Hawaii Wildlife Fund receives assistance in manpower, borrowed supplies and guidance from DOFAW, as well as David Chai, director of natural resources at Four Seasons Resort Hualalai. Hundreds of volunteers have removed invasive plants, hauled away debris and surveyed opae over the years, but help is needed. Key groups include Imi Pono No Ka Aina, Three Mountain Alliance, Big Island Substance Abuse Council and the Ka‘u Interact Club, Lamson said. “We are indebted and grateful for the support and help in these stewardship efforts,” she added.
Kaawa, DOFAW educational outreach specialist, believes restoration projects are important because they connect people with important habitats, fostering involvement and instilling stewardship.
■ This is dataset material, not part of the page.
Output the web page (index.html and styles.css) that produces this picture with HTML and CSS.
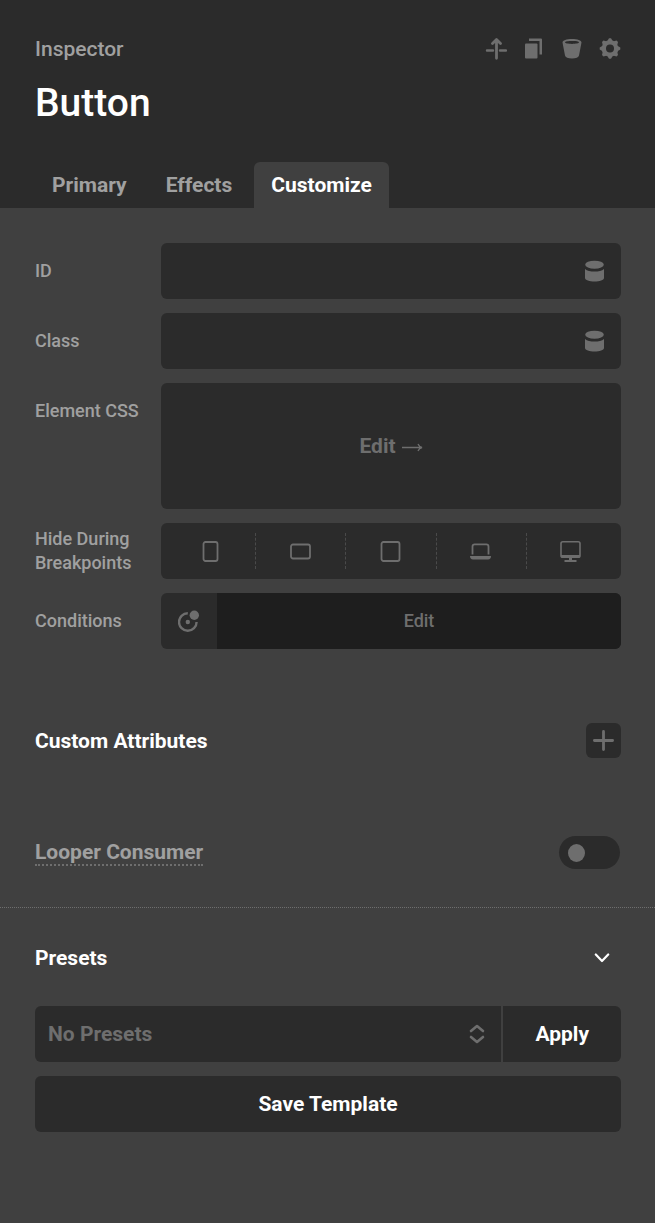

For the youth involved, they discover how they can connect and help the environment, as well as learn self-discipline and kuleana. She also thinks these opportunities are valuable because they engage Hawaiians, allowing them to be rooted in a close connection to the aina.
This project illuminates the interconnectedness of the forest and the ocean, Kaawa said. Anchialine pools typically have mauka freshwater inputs and also maintain subterraneous connection with the ocean, meaning that water levels fluctuate with the tides.
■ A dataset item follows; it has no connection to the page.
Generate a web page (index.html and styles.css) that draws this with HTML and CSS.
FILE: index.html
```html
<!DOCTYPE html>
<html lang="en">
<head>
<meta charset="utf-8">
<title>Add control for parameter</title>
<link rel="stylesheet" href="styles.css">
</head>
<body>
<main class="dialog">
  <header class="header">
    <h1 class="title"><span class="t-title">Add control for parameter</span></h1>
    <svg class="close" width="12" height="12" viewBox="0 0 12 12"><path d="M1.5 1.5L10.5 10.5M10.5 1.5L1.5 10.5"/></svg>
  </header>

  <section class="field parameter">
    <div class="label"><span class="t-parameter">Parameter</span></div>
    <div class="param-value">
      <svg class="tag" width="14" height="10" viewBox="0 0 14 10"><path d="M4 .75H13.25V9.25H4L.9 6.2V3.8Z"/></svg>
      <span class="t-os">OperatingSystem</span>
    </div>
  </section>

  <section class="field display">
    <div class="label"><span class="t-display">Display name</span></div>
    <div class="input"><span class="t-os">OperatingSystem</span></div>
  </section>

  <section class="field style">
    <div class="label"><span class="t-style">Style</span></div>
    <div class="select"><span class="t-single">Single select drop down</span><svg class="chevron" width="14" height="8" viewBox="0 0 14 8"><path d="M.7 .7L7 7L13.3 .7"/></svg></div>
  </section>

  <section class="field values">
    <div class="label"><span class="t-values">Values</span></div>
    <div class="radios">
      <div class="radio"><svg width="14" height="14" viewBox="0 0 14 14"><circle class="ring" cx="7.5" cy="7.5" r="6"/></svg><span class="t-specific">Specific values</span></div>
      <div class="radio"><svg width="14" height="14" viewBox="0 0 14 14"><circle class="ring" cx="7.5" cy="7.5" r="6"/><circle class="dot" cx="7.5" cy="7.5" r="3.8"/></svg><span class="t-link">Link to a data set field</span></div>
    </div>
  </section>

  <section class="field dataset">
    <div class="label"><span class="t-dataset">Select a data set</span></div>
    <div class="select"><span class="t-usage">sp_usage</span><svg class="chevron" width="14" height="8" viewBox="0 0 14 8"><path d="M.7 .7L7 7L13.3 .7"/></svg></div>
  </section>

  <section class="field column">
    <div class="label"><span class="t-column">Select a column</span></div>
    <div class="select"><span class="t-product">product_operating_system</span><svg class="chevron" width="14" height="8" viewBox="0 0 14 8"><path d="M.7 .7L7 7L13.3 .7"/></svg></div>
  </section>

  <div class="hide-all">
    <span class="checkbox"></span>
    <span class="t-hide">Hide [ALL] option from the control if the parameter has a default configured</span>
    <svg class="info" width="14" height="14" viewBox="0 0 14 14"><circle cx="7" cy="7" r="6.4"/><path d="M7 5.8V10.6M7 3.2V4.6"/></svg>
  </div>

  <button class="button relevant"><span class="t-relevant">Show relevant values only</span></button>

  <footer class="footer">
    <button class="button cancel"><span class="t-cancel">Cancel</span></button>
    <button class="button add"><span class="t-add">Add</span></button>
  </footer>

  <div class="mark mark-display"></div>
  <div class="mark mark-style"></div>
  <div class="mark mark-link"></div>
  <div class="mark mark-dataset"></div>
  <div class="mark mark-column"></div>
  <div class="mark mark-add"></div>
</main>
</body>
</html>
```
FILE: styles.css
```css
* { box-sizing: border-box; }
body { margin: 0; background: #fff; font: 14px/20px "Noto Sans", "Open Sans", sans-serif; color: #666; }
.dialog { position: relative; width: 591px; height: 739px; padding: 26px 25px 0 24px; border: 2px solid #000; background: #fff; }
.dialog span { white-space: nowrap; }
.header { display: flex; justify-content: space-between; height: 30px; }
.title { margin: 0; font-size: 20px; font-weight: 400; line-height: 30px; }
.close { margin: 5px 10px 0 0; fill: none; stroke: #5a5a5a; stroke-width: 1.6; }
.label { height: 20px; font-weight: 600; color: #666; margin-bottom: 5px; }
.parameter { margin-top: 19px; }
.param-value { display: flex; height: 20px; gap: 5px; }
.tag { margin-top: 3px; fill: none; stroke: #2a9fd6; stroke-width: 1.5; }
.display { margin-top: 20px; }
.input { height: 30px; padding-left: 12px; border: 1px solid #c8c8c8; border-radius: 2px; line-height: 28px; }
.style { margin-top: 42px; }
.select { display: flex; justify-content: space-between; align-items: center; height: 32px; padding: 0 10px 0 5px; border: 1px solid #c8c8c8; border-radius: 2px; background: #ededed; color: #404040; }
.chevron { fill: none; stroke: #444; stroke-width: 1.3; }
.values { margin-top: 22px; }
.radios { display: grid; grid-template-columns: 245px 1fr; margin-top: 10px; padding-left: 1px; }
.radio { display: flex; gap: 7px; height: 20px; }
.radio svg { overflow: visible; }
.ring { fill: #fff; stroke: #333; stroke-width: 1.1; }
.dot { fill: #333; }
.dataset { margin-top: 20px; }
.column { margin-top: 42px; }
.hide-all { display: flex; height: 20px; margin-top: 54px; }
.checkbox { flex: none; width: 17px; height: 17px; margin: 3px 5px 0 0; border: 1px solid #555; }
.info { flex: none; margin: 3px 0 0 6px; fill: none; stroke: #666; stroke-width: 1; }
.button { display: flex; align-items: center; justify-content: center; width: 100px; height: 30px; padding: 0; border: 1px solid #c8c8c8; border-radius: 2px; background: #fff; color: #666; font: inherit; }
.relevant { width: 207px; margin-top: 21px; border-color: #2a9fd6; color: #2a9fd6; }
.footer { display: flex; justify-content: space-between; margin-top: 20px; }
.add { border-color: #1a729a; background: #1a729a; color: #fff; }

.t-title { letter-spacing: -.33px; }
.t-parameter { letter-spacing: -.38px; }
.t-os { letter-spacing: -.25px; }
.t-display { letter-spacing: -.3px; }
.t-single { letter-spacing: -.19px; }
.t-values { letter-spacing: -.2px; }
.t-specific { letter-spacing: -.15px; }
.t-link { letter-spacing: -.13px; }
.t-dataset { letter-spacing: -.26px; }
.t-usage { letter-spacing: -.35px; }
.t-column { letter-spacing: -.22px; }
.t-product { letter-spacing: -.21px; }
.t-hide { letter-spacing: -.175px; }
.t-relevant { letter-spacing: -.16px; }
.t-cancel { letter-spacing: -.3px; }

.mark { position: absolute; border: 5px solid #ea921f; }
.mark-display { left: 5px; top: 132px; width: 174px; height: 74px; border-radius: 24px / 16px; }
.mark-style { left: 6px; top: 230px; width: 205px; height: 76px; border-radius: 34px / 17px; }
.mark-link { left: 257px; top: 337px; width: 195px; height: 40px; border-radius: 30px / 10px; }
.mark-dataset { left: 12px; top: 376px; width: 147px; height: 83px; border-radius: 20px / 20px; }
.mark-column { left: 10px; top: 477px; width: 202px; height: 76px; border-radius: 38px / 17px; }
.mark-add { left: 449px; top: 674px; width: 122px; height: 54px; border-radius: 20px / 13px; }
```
Breining said this place is special because some of the native plants only exist here and the mana is strong. She spoke about the importance of learning about and taking care of the environment. Restoration projects like this one are opportunities for people of all walks of life to feel the importance of a place with their feet and hands, she said, as well as really sink in with their hearts. Breining added that passion and participation help make places better for future generations.
Olson, an 18-year-old Imi Pono No Ka Aina graduate, has volunteered with Hawaii Wildlife Fund four times, usually with Kaawa, the sibling she looks up to the most. She possesses great love for the outdoors and is moved by the landscapes and wildlife. She said it’s important youth are engaged in projects that connect them to natural resources.
“We are the next generation and it’s up to us to help make sure we still have these beautiful things,” she said.